◆ RECORDS PROVIDED:
** BEGIN **
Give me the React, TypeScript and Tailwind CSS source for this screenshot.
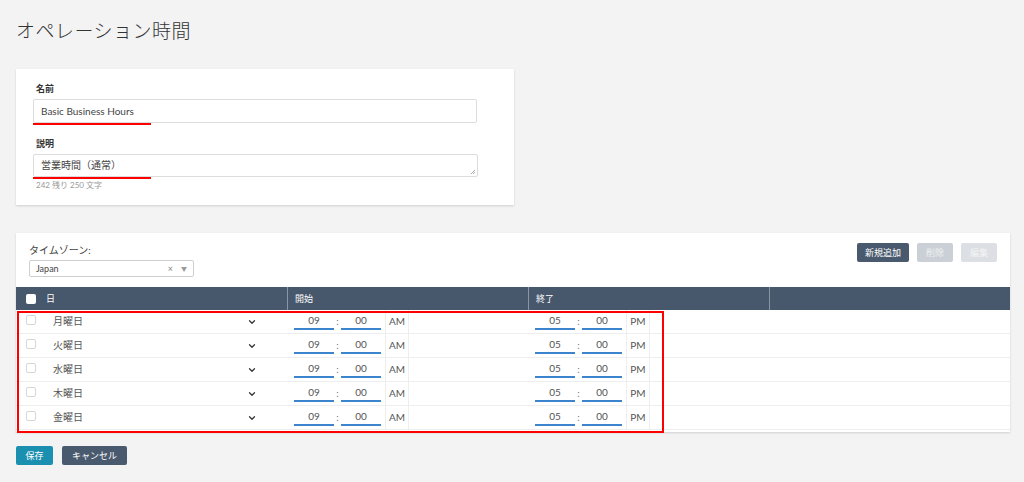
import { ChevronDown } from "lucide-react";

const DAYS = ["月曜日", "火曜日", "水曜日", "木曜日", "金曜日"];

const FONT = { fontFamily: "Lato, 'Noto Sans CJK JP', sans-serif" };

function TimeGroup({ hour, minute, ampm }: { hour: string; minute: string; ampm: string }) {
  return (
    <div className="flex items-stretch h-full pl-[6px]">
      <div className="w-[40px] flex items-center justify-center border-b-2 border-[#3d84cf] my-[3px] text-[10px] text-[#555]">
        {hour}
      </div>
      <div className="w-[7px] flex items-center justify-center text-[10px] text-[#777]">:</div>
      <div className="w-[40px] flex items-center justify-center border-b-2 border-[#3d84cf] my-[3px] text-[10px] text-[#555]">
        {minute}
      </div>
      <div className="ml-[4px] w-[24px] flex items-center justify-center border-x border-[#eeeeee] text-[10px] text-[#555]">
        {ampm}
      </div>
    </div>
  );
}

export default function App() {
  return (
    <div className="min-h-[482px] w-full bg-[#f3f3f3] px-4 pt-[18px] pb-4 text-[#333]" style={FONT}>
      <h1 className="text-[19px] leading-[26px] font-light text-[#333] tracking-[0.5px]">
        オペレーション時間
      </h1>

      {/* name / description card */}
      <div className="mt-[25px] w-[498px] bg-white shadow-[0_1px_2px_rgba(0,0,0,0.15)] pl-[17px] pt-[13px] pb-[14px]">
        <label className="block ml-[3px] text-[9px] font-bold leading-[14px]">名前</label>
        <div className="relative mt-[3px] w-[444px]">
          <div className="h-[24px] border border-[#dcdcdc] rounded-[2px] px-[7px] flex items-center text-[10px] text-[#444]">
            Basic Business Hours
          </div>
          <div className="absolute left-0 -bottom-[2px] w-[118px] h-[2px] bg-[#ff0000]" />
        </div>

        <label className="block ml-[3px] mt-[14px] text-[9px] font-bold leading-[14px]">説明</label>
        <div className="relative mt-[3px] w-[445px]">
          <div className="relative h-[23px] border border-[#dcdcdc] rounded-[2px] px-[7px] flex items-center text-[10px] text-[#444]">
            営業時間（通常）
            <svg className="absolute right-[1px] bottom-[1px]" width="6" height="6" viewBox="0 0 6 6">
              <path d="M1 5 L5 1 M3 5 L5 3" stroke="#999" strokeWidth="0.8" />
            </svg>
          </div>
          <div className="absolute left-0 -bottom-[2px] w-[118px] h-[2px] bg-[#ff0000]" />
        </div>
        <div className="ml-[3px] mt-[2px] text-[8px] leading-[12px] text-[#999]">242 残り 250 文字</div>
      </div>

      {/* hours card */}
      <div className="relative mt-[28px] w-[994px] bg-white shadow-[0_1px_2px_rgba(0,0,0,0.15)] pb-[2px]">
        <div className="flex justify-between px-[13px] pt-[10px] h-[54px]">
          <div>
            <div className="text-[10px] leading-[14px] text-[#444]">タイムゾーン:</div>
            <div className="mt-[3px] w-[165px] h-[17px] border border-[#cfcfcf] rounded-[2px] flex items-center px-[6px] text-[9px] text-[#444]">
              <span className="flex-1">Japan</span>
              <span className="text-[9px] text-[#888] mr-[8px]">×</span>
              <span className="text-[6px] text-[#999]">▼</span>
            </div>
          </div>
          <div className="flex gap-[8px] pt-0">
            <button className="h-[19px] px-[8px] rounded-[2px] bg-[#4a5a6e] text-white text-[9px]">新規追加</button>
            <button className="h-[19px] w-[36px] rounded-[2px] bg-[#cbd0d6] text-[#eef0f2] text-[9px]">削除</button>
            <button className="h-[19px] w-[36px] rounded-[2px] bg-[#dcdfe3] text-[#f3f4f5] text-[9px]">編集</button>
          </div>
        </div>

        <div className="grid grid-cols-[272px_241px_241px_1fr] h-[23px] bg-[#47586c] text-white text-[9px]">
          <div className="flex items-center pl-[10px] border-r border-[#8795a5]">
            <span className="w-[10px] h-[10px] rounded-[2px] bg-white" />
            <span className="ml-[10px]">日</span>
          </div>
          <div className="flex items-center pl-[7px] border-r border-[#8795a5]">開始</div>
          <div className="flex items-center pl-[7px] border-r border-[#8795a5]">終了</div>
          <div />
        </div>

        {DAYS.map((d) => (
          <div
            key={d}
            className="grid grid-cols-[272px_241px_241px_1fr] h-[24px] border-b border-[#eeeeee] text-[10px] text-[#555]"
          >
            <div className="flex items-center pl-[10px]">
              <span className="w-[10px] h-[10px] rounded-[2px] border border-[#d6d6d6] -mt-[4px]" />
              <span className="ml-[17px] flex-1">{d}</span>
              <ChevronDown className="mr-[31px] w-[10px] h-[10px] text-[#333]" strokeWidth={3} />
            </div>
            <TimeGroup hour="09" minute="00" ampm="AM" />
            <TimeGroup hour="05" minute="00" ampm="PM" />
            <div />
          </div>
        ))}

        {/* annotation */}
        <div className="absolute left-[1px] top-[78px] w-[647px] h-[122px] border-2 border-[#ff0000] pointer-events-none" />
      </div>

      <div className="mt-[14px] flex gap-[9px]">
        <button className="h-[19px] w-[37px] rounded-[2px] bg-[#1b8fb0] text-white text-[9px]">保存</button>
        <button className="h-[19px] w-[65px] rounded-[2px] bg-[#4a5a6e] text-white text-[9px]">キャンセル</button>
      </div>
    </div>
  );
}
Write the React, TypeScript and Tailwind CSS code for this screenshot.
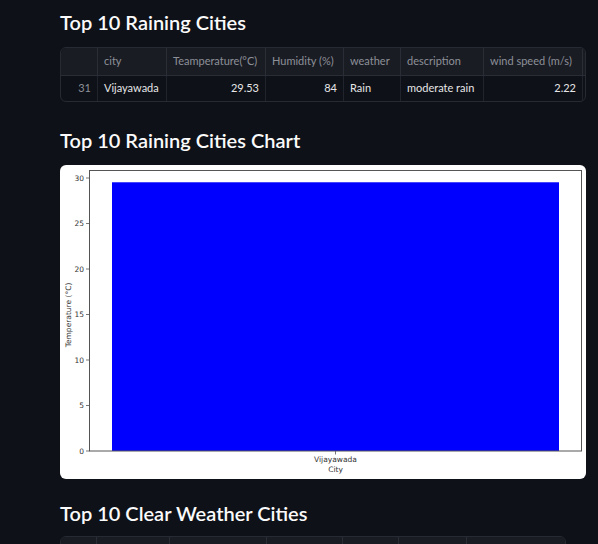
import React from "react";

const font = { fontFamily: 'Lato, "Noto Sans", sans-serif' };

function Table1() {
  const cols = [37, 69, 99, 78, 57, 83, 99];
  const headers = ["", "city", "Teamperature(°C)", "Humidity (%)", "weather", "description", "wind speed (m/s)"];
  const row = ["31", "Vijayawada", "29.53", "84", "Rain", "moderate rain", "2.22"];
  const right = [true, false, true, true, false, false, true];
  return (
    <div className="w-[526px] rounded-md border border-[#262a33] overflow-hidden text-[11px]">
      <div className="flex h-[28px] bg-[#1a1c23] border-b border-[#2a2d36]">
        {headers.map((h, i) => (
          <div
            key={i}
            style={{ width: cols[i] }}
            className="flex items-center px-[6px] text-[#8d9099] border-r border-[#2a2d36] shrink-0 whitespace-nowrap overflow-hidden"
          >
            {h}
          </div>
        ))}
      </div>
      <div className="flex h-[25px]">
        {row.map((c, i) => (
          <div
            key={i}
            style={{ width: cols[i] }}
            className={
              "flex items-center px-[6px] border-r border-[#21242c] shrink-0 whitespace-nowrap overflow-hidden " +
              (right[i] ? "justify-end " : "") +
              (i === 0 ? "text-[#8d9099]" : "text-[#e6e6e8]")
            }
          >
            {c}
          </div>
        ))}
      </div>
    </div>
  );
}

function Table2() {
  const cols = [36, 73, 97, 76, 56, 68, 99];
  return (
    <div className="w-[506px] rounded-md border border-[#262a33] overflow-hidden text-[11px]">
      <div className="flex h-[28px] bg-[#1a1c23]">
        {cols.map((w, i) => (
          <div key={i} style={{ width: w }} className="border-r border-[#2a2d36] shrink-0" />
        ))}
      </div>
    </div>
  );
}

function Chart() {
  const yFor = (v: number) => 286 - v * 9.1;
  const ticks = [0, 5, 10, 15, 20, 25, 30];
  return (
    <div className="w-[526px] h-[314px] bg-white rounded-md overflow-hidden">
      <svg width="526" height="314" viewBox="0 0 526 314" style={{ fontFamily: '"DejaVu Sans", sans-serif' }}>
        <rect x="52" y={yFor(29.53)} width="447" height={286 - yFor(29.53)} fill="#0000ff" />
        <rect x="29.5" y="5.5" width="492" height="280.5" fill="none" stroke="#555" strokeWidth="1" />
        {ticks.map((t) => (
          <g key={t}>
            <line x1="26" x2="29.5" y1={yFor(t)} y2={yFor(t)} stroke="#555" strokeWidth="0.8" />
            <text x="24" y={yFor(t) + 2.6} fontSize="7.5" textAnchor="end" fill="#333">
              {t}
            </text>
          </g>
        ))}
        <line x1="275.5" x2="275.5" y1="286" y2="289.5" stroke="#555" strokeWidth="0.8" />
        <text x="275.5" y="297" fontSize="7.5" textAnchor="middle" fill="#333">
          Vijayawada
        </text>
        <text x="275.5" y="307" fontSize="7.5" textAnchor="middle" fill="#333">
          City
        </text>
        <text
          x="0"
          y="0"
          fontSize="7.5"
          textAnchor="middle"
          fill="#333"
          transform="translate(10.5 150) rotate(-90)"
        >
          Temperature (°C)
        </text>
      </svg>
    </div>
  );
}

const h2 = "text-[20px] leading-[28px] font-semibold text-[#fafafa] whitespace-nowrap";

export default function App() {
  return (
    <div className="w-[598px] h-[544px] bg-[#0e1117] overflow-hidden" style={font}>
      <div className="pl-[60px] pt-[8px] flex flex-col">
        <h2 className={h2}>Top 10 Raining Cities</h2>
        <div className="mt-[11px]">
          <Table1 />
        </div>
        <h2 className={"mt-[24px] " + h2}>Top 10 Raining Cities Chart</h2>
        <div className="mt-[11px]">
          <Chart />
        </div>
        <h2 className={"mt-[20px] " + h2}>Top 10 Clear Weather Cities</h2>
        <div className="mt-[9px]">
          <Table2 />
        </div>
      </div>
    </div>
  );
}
** END **
◆ GOAL OF THE EXERCISE: Search the entries for the word "Tailwind" and gather every line where it appears.

◆ FULL ANSWER:
Give me the React, TypeScript and Tailwind CSS source for this screenshot.
Write the React, TypeScript and Tailwind CSS code for this screenshot.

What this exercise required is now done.